- Be at least 18 years old
- Be able to speak, read, write, and understand the English language
- Hold a second class FAA medical certificate
- Pass the required knowledge test with a minimum score of 70%
- Pass the required practical test with an FAA Designated Examiner
- Hold at least a Private Pilot Certificate
- Must hold an instrument rating for certification under Part 141
- Requires 250 hours of flight training. This includes 35 hours of Dual Flight Time and 20 hours of Solo Flight Time.
- You will work one on one with an instructor throughout your training. This includes any ground work.
- There is no required ground training though you will need it.

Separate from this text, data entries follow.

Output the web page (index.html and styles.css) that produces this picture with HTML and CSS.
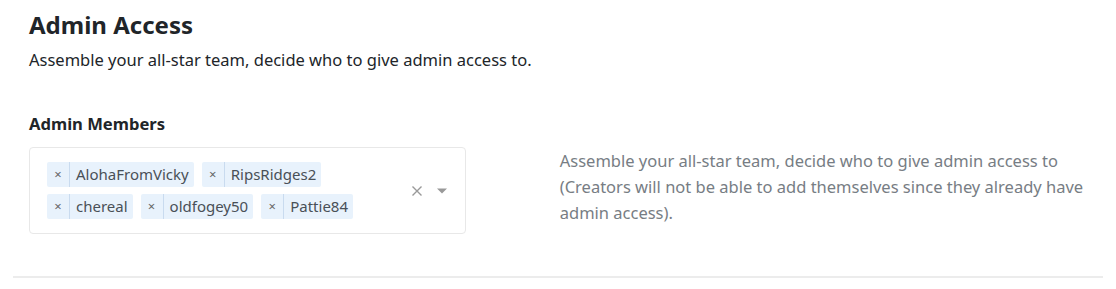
FILE: index.html
```html
<!DOCTYPE html>
<html lang="en">
<head>
    <meta charset="UTF-8">
    <meta name="viewport" content="width=device-width, initial-scale=1.0">
    <title>Admin Access</title>
    <link rel="stylesheet" href="styles.css">
</head>
<body>
    <div class="section">
        <h1>Admin Access</h1>
        <p class="subtitle">Assemble your all-star team, decide who to give admin access to.</p>

        <div class="field">
            <div class="field-main">
                <label class="field-label">Admin Members</label>
                <div class="select">
                    <div class="tags">
                        <span class="tag"><span class="tag-remove">&times;</span><span class="tag-label">AlohaFromVicky</span></span>
                        <span class="tag"><span class="tag-remove">&times;</span><span class="tag-label">RipsRidges2</span></span>
                        <span class="tag"><span class="tag-remove">&times;</span><span class="tag-label">chereal</span></span>
                        <span class="tag"><span class="tag-remove">&times;</span><span class="tag-label">oldfogey50</span></span>
                        <span class="tag"><span class="tag-remove">&times;</span><span class="tag-label">Pattie84</span></span>
                    </div>
                    <div class="indicators">
                        <svg class="clear-icon" width="12" height="12" viewBox="0 0 12 12">
                            <path d="M1.5 1.5 L10.5 10.5 M10.5 1.5 L1.5 10.5" stroke="#999" stroke-width="1.4" fill="none"/>
                        </svg>
                        <svg class="arrow-icon" width="12" height="8" viewBox="0 0 12 8">
                            <path d="M1 1.5 L11 1.5 L6 6.5 Z" fill="#999"/>
                        </svg>
                    </div>
                </div>
            </div>
            <p class="field-help">Assemble your all-star team, decide who to give admin access to (Creators will not be able to add themselves since they already have admin access).</p>
        </div>

        <hr class="divider">
    </div>
</body>
</html>
```

FILE: styles.css
```css
body {
    margin: 0;
    font-family: "Noto Sans", "Open Sans", sans-serif;
    color: #212529;
    background-color: #fff;
}

.section {
    padding: 8px 13px 0 13px;
}

h1 {
    margin: 0 16px;
    font-size: 24px;
    font-weight: 700;
    line-height: 34px;
}

.subtitle {
    margin: 6px 16px 0 16px;
    font-size: 16.5px;
    line-height: 24px;
}

.field {
    display: flex;
    margin: 40px 16px 0 16px;
}

.field-main {
    width: 439px;
}

.field-label {
    display: block;
    font-size: 16.6px;
    font-weight: 700;
    line-height: 24px;
    margin-bottom: 11px;
}

.select {
    display: flex;
    align-items: center;
    border: 1px solid #e8e8e8;
    border-radius: 4px;
    padding: 14px 16px 14px 17px;
}

.tags {
    flex: 1;
    display: flex;
    flex-wrap: wrap;
    gap: 7px 8px;
    max-width: 320px;
}

.tag {
    display: flex;
    align-items: stretch;
    background-color: #e8f2fc;
    border-radius: 2px;
    font-size: 15px;
    line-height: 25px;
    color: #495057;
}

.tag-remove {
    width: 22px;
    text-align: center;
    font-size: 13px;
    color: #666;
    border-right: 1px solid #c9dbef;
}

.tag-label {
    padding: 0 5px 0 6px;
}

.indicators {
    display: flex;
    align-items: center;
    gap: 13px;
    margin-left: auto;
    padding-right: 1px;
}

.field-help {
    margin: 0 0 0 94px;
    padding-top: 36px;
    width: 530px;
    font-size: 16.5px;
    line-height: 26px;
    color: #777d84;
}

.divider {
    margin: 42px 0 0 0;
    border: none;
    height: 2px;
    background-color: #ececec;
}
```
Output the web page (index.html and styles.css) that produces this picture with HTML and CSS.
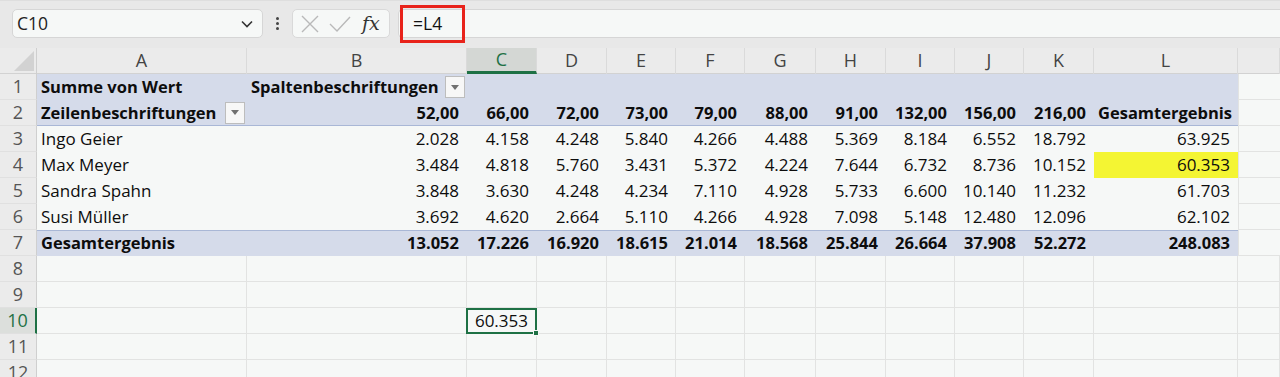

You are encouraged to read and study with recommended material at home.
- There is no application process to fly with our flight school. We will set you up with an instructor that fits your schedule, and you can begin training right away.
- Each flight will go over a specific lesson based off of our training course outline.
Privileges and Limitations:
With a Commercial Pilot Certificate, you can act as Pilot in Command (PIC) of an aircraft carrying persons or property for compensation or hire. Employment as a commercial pilot can range from crop dusting, pipeline patrol, fish spotting, hauling parachute jumpers, ferrying airplanes, banner towing, glider towing, sightseeing rides and even passenger flights. If you do not have an instrument rating, you will be limited to flying for hire within 50 nautical miles of your departure airport, and not allowed to fly for hire at night. If you are participating in the part 141 program, you must have an instrument rating prior to undertaking the Commercial Pilot course. The only other limitation for flying commercially is that you have the appropriate ratings for the aircraft you are being paid to fly.
You need to be at least 18 years old in order to take the Commercial Pilot practical exam.
If you already have the minimum required flight experience, the amount of time needed to prepare for the Commercial Pilot practical test will largely depend on how long it takes to become proficient in the required maneuvers. Your instructor will determine when you are ready to take the exam.
With a Commercial Pilot Certificate, you can get paid to do certain types of flying. Some examples are: flying skydivers, scenic and photo flights, banner towing, or crop dusting. The Commercial Certificate is also a requirement to become a Certified Flight Instructor.
You can keep your license current in one of two ways. You can add another certificate or rating or, alternatively, you can take a biennial flight review (once every 24 calendar months) with an authorized flight instructor.
Your training will involve a certain amount of dual instruction (with an instructor). You will also need some ground instruction. You can lessen the hours you spend going over ground training with your instructor, if you study the material at home. (Remember, ground is not required, but you will need it.)
Is the instructor with whom I take my intro flight the one I must stick with throughout my training?
Not necessarily. We try to keep you with the same instructor throughout your training for your own benefit, since it allows the instructor to better gauge your progress, and it will prevent you from becoming confused by the slightly different techniques of different pilots. However, choosing the instructor that is right for you is a very important decision, and there is nothing wrong with trying a flight with each of our instructors in the beginning. This way, you may choose the one with whom you feel most comfortable.